### Given request
Spot each line that carries the word "React"; copy those lines.

(Collection entries)
[START]
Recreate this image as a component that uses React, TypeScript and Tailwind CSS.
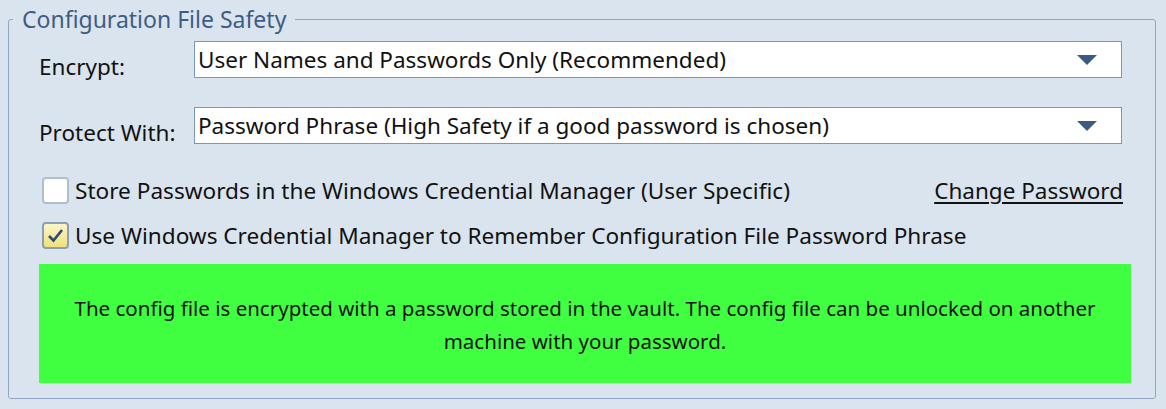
import React from "react";

function Combo({ value }: { value: string }) {
  return (
    <div className="flex h-[37px] w-[928px] items-center justify-between border border-[#7b97b8] bg-white pl-[3px] pr-[24px]">
      <span className="text-[22.5px] leading-[35px] text-[#111]">{value}</span>
      <svg width="20" height="10" viewBox="0 0 20 10">
        <polygon points="0,0 20,0 10,10" fill="#3d5a80" />
      </svg>
    </div>
  );
}

function Check({ checked }: { checked?: boolean }) {
  if (checked) {
    return (
      <div className="flex h-[27px] w-[27px] items-center justify-center rounded-[4px] border-2 border-[#8d9fb3] bg-gradient-to-b from-[#fcf6c8] to-[#efe07c]">
        <svg width="17" height="15" viewBox="0 0 17 15">
          <path d="M2 8 L6.5 12.5 L15 2" fill="none" stroke="#2f4a72" strokeWidth="2.6" />
        </svg>
      </div>
    );
  }
  return <div className="h-[27px] w-[27px] rounded-[4px] border-2 border-[#aebfcf] bg-white" />;
}

export default function App() {
  return (
    <div className="h-[409px] w-[1166px] bg-[#dae4ee] pl-[8px] pt-[4px] font-['Segoe_UI','Noto_Sans',sans-serif] text-[#111]">
      <fieldset className="h-[395px] w-[1148px] rounded-[3px] border border-[#8fa7c4]">
        <legend className="ml-[4px] px-[9px] text-[23px] leading-[30px] text-[#3d5d85]">
          Configuration File Safety
        </legend>

        <div className="flex flex-col pl-[30px]">
          <div className="mt-[7px] flex h-[37px] items-start">
            <span className="mt-[13px] w-[155px] text-[22.5px] leading-[26px]">Encrypt:</span>
            <Combo value="User Names and Passwords Only (Recommended)" />
          </div>

          <div className="mt-[29px] flex h-[37px] items-start">
            <span className="mt-[13px] w-[155px] text-[22.5px] leading-[26px]">Protect With:</span>
            <Combo value="Password Phrase (High Safety if a good password is chosen)" />
          </div>

          <div className="mt-[33px] flex h-[27px] w-[1084px] items-center">
            <div className="ml-[3px]">
              <Check />
            </div>
            <span className="ml-[6px] text-[22.6px] leading-[27px]">
              Store Passwords in the Windows Credential Manager (User Specific)
            </span>
            <span className="ml-auto text-[22.5px] leading-[27px] underline underline-offset-[3px]">
              Change Password
            </span>
          </div>

          <div className="mt-[18px] flex h-[27px] items-center">
            <div className="ml-[3px]">
              <Check checked />
            </div>
            <span className="ml-[6px] text-[22.6px] leading-[27px]">
              Use Windows Credential Manager to Remember Configuration File Password Phrase
            </span>
          </div>

          <div className="mt-[15px] flex h-[119px] w-[1092px] items-center justify-center bg-[#40ff40] px-[20px] pt-[3px] text-center text-[20.5px] leading-[33px] text-[#111]">
            The config file is encrypted with a password stored in the vault. The config file can be unlocked on another
            machine with your password.
          </div>
        </div>
      </fieldset>
    </div>
  );
}
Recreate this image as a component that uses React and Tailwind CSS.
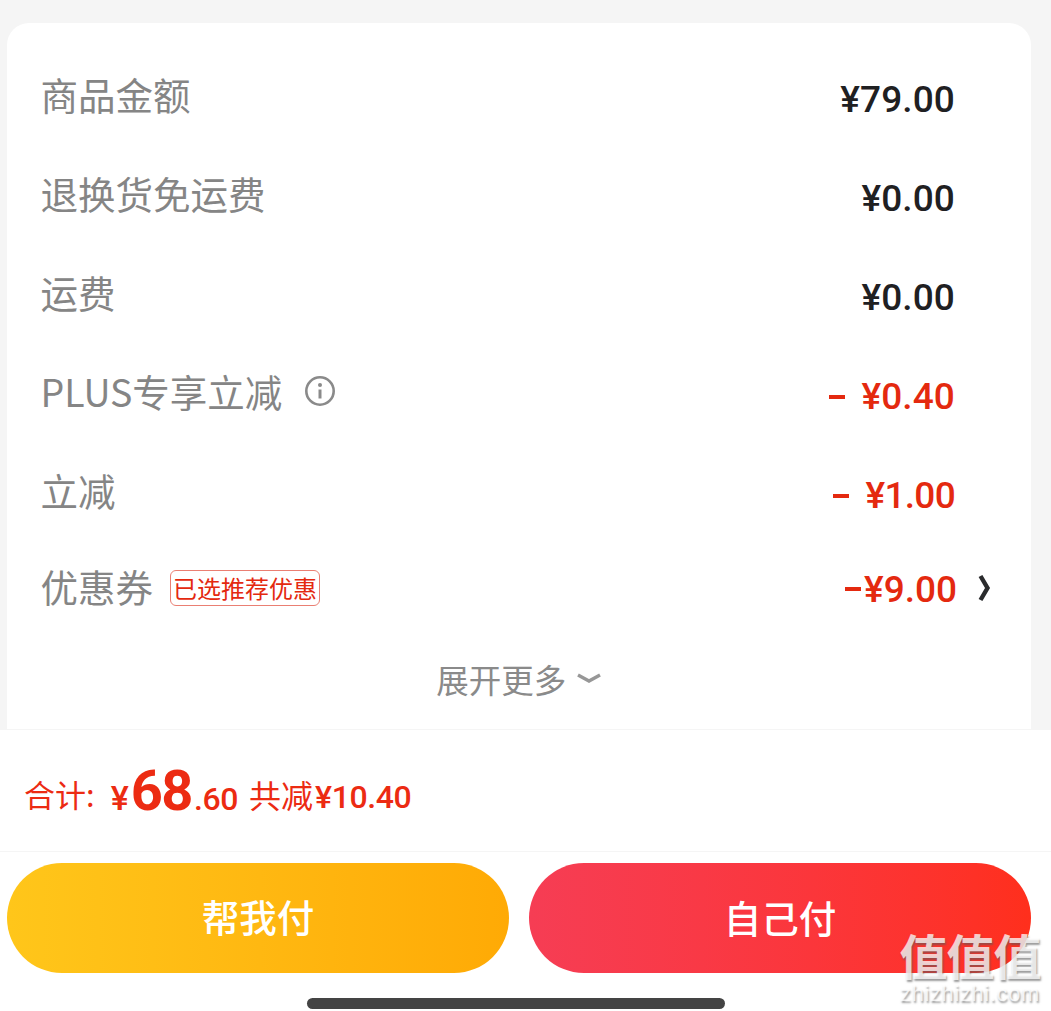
const CJK = "font-['Noto_Sans_CJK_SC',sans-serif]";
const NUM = "font-['Roboto','Noto_Sans_CJK_SC',sans-serif]";

function Dash({ className }) {
  return <span className={`inline-block h-[4px] w-[16px] bg-[#e4290f] align-middle ${className}`} />;
}

function Row({ label, children, value, red, extra, tight }) {
  return (
    <div className="flex h-[99px] items-center justify-between pr-[76px]">
      <div className="mb-[8px] flex items-center">
        <span className="text-[37.5px] leading-none text-[#858585]">{label}</span>
        {extra}
      </div>
      <div
        className={`${NUM} mt-[4px] flex items-center text-[37px] leading-none ${tight ? "tracking-[-0.7px]" : "tracking-[0.1px]"} ${red ? "font-medium text-[#e4290f]" : "font-medium text-[#1f2022]"}`}
      >
        {children}
        {value}
      </div>
    </div>
  );
}

export default function App() {
  return (
    <div className={`${CJK} relative flex h-[1011px] w-[1051px] flex-col overflow-hidden bg-[#f5f5f5]`}>
      <div className="ml-[7px] mr-[20px] mt-[23px] h-[706px] shrink-0 rounded-t-[22px] bg-white pl-[33.5px] pt-[25px]">
        <Row label="商品金额" value="¥79.00" />
        <Row label="退换货免运费" value="¥0.00" />
        <Row label="运费" value="¥0.00" />
        <Row
          label="PLUS专享立减"
          red
          extra={
            <svg className="ml-[22px]" width="32" height="32" viewBox="0 0 32 32" fill="none">
              <circle cx="16" cy="16" r="13.7" stroke="#8a8a8a" strokeWidth="2.6" />
              <circle cx="16" cy="10" r="2" fill="#8a8a8a" />
              <path d="M16 14.5v9" stroke="#8a8a8a" strokeWidth="3" />
            </svg>
          }
        >
          <Dash className="mr-[16px]" />
          ¥0.40
        </Row>
        <Row label="立减" red tight>
          <Dash className="mr-[16px]" />
          ¥1.00
        </Row>
        <div className="-mt-[7px] flex h-[99px] items-center justify-between pr-[40px]">
          <div className="flex items-center">
            <span className="text-[37.5px] leading-none text-[#858585]">优惠券</span>
            <span className="ml-[17px] mt-[4px] flex h-[36px] w-[150px] items-center justify-center rounded-[6px] border border-[#ea7f73] text-[24px] leading-none text-[#e4290f]">
              已选推荐优惠
            </span>
          </div>
          <div className="flex items-center">
            <span className={`${NUM} mt-[7px] flex items-center text-[37px] font-medium leading-none text-[#e4290f]`}>
              <Dash className="mr-[3px]" />
              ¥9.00
            </span>
            <svg className="ml-[20px] mt-[4px]" width="14" height="30" viewBox="0 0 14 30" fill="none">
              <path d="M3.5 3l7 12-7 12" stroke="#2a2b2d" strokeWidth="4.4" />
            </svg>
          </div>
        </div>
        <div className="-mt-[7px] flex h-[86px] items-center justify-center pr-[33px] pt-[16px]">
          <span className="text-[32.5px] leading-none text-[#8a8a8a]">展开更多</span>
          <svg className="ml-[10px]" width="26" height="14" viewBox="0 0 26 14" fill="none">
            <path d="M2 3l11 6 11-6" stroke="#979797" strokeWidth="3.4" />
          </svg>
        </div>
      </div>

      <div className="flex h-[123px] shrink-0 items-center border-y border-[#f5f5f5] bg-white pl-[24px] text-[#ec2b12]">
        <span className="mt-[6px] text-[31px] leading-none">合计:</span>
        <div className={`${NUM} ml-[16px] flex items-baseline font-medium leading-none`}>
          <span className="text-[34px]">¥</span>
          <span className="ml-[2px] text-[56px] font-bold tracking-[-1.5px]">68</span>
          <span className="ml-[2px] text-[32px] tracking-[-0.4px]">.60</span>
        </div>
        <span className="ml-[11px] mt-[6px] text-[32px] leading-none">共减</span>
        <span className={`${NUM} ml-[2px] mt-[12px] text-[32px] font-medium leading-none tracking-[-0.4px]`}>¥10.40</span>
      </div>

      <div className="flex flex-1 flex-col bg-white px-[7px] pt-[11px]">
        <div className="flex gap-[20px]">
          <div className="flex h-[110px] w-[502px] items-center justify-center rounded-full bg-gradient-to-r from-[#ffc61a] to-[#ffaa05] pb-[3px] text-[37.5px] font-medium text-white">
            帮我付
          </div>
          <div className="flex h-[110px] w-[502px] items-center justify-center rounded-full bg-gradient-to-r from-[#f63d54] to-[#ff2f1c] pb-[1px] text-[37.5px] font-medium text-white">
            自己付
          </div>
        </div>
        <div className="ml-[300px] mt-[25px] h-[11px] w-[418px] rounded-full bg-[#444444]" />
      </div>

      <div className="absolute left-[897px] top-[926px] flex w-[146px] flex-col items-center text-white/75 [text-shadow:1px_2px_2px_rgba(90,90,90,0.6)]">
        <span className="text-[48px] font-bold leading-[56px] tracking-[-1px]">值值值</span>
        <span className="font-['Liberation_Sans',sans-serif] text-[22px] leading-[24px] tracking-[0.6px]">zhizhizhi.com</span>
      </div>
    </div>
  );
}
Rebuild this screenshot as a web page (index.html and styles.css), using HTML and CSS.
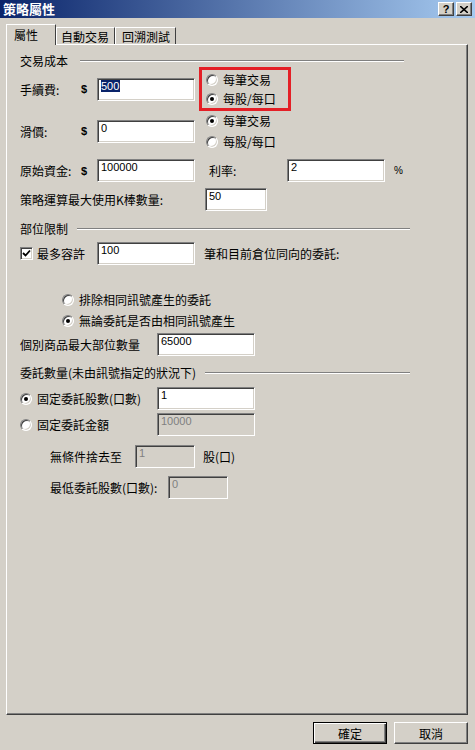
FILE: index.html
```html
<!DOCTYPE html>
<html lang="zh-Hant">

<head>
    <meta charset="UTF-8">
    <meta name="viewport" content="width=device-width, initial-scale=1.0">
    <title>策略屬性</title>
    <link rel="stylesheet" href="styles.css">
</head>

<body>
    <div class="dialog">
        <div class="titlebar">
            <span class="title">策略屬性</span>
            <div class="caption-buttons">
                <span class="cap-btn">?</span>
                <span class="cap-btn">
                    <svg width="8" height="7" viewBox="0 0 8 7"><path d="M0 0 L8 7 M8 0 L0 7" stroke="#000" stroke-width="1.6"/></svg>
                </span>
            </div>
        </div>

        <div class="tabs">
            <div class="tab active">屬性</div>
            <div class="tab second">自動交易</div>
            <div class="tab third">回溯測試</div>
        </div>

        <div class="panel">
            <div class="group-head short-rule"><span>交易成本</span><i class="rule"></i></div>

            <div class="row fee-one">
                <span class="lbl w61">手續費:</span>
                <span class="cur">$</span>
                <div class="field"><span class="sel">500</span></div>
                <div class="choices marked">
                    <div class="opt"><span class="radio"></span>每筆交易</div>
                    <div class="opt"><span class="radio on"></span>每股/每口</div>
                </div>
            </div>

            <div class="row fee-two">
                <span class="lbl w61">滑價:</span>
                <span class="cur">$</span>
                <div class="field">0</div>
                <div class="choices">
                    <div class="opt tall"><span class="radio on"></span>每筆交易</div>
                    <div class="opt tall"><span class="radio"></span>每股/每口</div>
                </div>
            </div>

            <div class="row mt7">
                <span class="lbl w61">原始資金:</span>
                <span class="cur">$</span>
                <div class="field">100000</div>
                <span class="lbl rate">利率:</span>
                <div class="field">2</div>
                <span class="pct">%</span>
            </div>

            <div class="row mt6">
                <span class="lbl w185">策略運算最大使用K棒數量:</span>
                <div class="field short">50</div>
            </div>

            <div class="group-head mt11"><span>部位限制</span><i class="rule"></i></div>

            <div class="row mt6">
                <span class="check">
                    <svg width="9" height="9" viewBox="0 0 9 9"><path d="M1 4 L3.5 6.5 L8 1.5" fill="none" stroke="#000" stroke-width="1.8"/></svg>
                </span>
                <span class="lbl allow">最多容許</span>
                <div class="field">100</div>
                <span class="lbl after">筆和目前倉位同向的委託:</span>
            </div>

            <div class="indent-opts">
                <div class="opt tall"><span class="radio"></span>排除相同訊號產生的委託</div>
                <div class="opt tall"><span class="radio on"></span>無論委託是否由相同訊號產生</div>
            </div>

            <div class="row mt2">
                <span class="lbl w137">個別商品最大部位數量</span>
                <div class="field">65000</div>
            </div>

            <div class="group-head mt10"><span>委託數量(未由訊號指定的狀況下)</span><i class="rule"></i></div>

            <div class="row mt7">
                <span class="opt w137"><span class="radio on"></span>固定委託股數(口數)</span>
                <div class="field">1</div>
            </div>

            <div class="row mt3">
                <span class="opt w137"><span class="radio"></span>固定委託金額</span>
                <div class="field off">10000</div>
            </div>

            <div class="row mt9 sub">
                <span class="lbl w85">無條件捨去至</span>
                <div class="field narrow off">1</div>
                <span class="lbl unit">股(口)</span>
            </div>

            <div class="row mt8 sub">
                <span class="lbl w118">最低委託股數(口數):</span>
                <div class="field narrow off">0</div>
            </div>
        </div>

        <div class="footer">
            <div class="btn default">確定</div>
            <div class="btn">取消</div>
        </div>
    </div>
</body>

</html>
```

FILE: styles.css
```css
* {
    box-sizing: border-box;
}

body {
    margin: 0;
    background: #d4d0c8;
    font-family: "Noto Sans CJK TC", "Noto Sans CJK SC", sans-serif;
    font-size: 12px;
    color: #000;
}

.dialog {
    width: 475px;
    height: 750px;
    overflow: hidden;
}

/* title bar */
.titlebar {
    height: 18px;
    background: linear-gradient(to right, #0a246a, #a6caf0);
    display: flex;
    align-items: center;
    justify-content: space-between;
    padding: 0 3px;
}

.title {
    color: #fff;
    font-weight: bold;
    font-size: 13px;
    line-height: 18px;
}

.caption-buttons {
    display: flex;
    gap: 2px;
}

.cap-btn {
    width: 16px;
    height: 14px;
    background: #d4d0c8;
    border: 1px solid;
    border-color: #fff #404040 #404040 #fff;
    box-shadow: inset -1px -1px 0 #808080;
    display: flex;
    align-items: center;
    justify-content: center;
    font: bold 11px "Liberation Sans", sans-serif;
}

/* tabs */
.tabs {
    display: flex;
    align-items: flex-end;
    height: 26px;
    padding-left: 6px;
}

.tab {
    height: 17px;
    border: 1px solid;
    border-bottom: none;
    border-color: #fff #404040 transparent #fff;
    line-height: 17px;
    white-space: nowrap;
}

.tab.active {
    width: 50px;
    height: 21px;
    margin-bottom: -1px;
    padding-left: 7px;
    line-height: 19px;
    background: #d4d0c8;
    position: relative;
    z-index: 1;
}

.tab.second {
    width: 59px;
    padding-left: 4px;
}

.tab.third {
    width: 61px;
    padding-left: 6px;
}

/* panel */
.panel {
    margin-left: 6px;
    width: 462px;
    height: 671px;
    border: 1px solid;
    border-color: #fff #404040 #404040 #fff;
    box-shadow: inset -1px -1px 0 #808080;
    padding: 9px 57px 0 13px;
}

.group-head {
    display: flex;
    align-items: center;
    height: 14px;
    line-height: 14px;
    white-space: nowrap;
}

.group-head .rule {
    flex: 1;
    height: 2px;
    margin-left: 9px;
    border-top: 1px solid #808080;
    border-bottom: 1px solid #fff;
}

.group-head.short-rule .rule {
    margin-left: 12px;
    margin-right: 6px;
}

.row {
    display: flex;
    align-items: center;
    white-space: nowrap;
}

.lbl {
    flex: none;
}

.w61 { width: 61px; }
.w85 { width: 85px; }
.w118 { width: 118px; }
.w137 { width: 137px; }
.w185 { width: 185px; }

.mt2 { margin-top: 2px; }
.mt3 { margin-top: 3px; }
.mt6 { margin-top: 6px; }
.mt7 { margin-top: 7px; }
.mt8 { margin-top: 8px; }
.mt9 { margin-top: 9px; }
.mt10 { margin-top: 10px; }
.mt11 { margin-top: 11px; }

.cur {
    width: 16px;
    font: bold 11px "Liberation Sans", sans-serif;
}

.rate {
    width: 78px;
    margin-left: 14px;
}

.pct {
    margin-left: 9px;
    font: 10px "Liberation Sans", sans-serif;
}

.allow {
    margin-left: 4px;
    width: 60px;
}

.after {
    margin-left: 9px;
}

.unit {
    margin-left: 8px;
}

.sub {
    padding-left: 30px;
}

/* inputs */
.field {
    flex: none;
    width: 98px;
    height: 23px;
    background: #fff;
    border: 1px solid;
    border-color: #808080 #fff #fff #808080;
    box-shadow: inset 1px 1px 0 #404040, inset -1px -1px 0 #d4d0c8;
    padding: 1px 0 0 3px;
    font: 11px/13px "Liberation Sans", sans-serif;
}

.field.short { width: 62px; }
.field.narrow { width: 60px; }

.field.off {
    background: #d4d0c8;
    color: #808080;
}

.sel {
    background: #0a246a;
    color: #fff;
    padding-right: 1px;
}

/* fee rows */
.fee-one {
    margin-top: -1px;
    height: 44px;
}

.fee-two {
    margin-top: -1px;
    height: 42px;
}

.choices {
    margin-left: 4px;
    padding-left: 7px;
}

.choices.marked {
    width: 92px;
    height: 44px;
    border: 3px solid #e41f26;
    padding: 0 0 0 4px;
}

/* radios and checkbox */
.opt {
    display: flex;
    align-items: center;
    gap: 5px;
    height: 19px;
    white-space: nowrap;
}

.opt.tall {
    height: 21px;
}

.radio {
    flex: none;
    width: 12px;
    height: 12px;
    border-radius: 50%;
    background: #fff;
    border: 1px solid;
    border-color: #808080 #fff #fff #808080;
    box-shadow: inset 1px 1px 0 #404040, inset -1px -1px 0 #d4d0c8;
    position: relative;
}

.radio.on::after {
    content: "";
    position: absolute;
    left: 3px;
    top: 3px;
    width: 4px;
    height: 4px;
    border-radius: 50%;
    background: #000;
}

.check {
    flex: none;
    width: 13px;
    height: 13px;
    background: #fff;
    border: 1px solid;
    border-color: #808080 #fff #fff #808080;
    box-shadow: inset 1px 1px 0 #404040, inset -1px -1px 0 #d4d0c8;
    display: flex;
    align-items: center;
    justify-content: center;
}

.indent-opts {
    margin-top: 24px;
    padding-left: 42px;
}

/* footer */
.footer {
    display: flex;
    justify-content: flex-end;
    gap: 7px;
    padding-right: 7px;
    margin-top: 7px;
}

.btn {
    width: 74px;
    height: 22px;
    border: 1px solid;
    border-color: #fff #404040 #404040 #fff;
    box-shadow: inset -1px -1px 0 #808080;
    display: flex;
    align-items: center;
    justify-content: center;
}

.btn.default {
    border-color: #000;
    box-shadow: inset 1px 1px 0 #fff, inset -1px -1px 0 #404040, inset -2px -2px 0 #808080;
}
```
[END]
### Task output
Recreate this image as a component that uses React, TypeScript and Tailwind CSS.
import React from "react";
Recreate this image as a component that uses React and Tailwind CSS.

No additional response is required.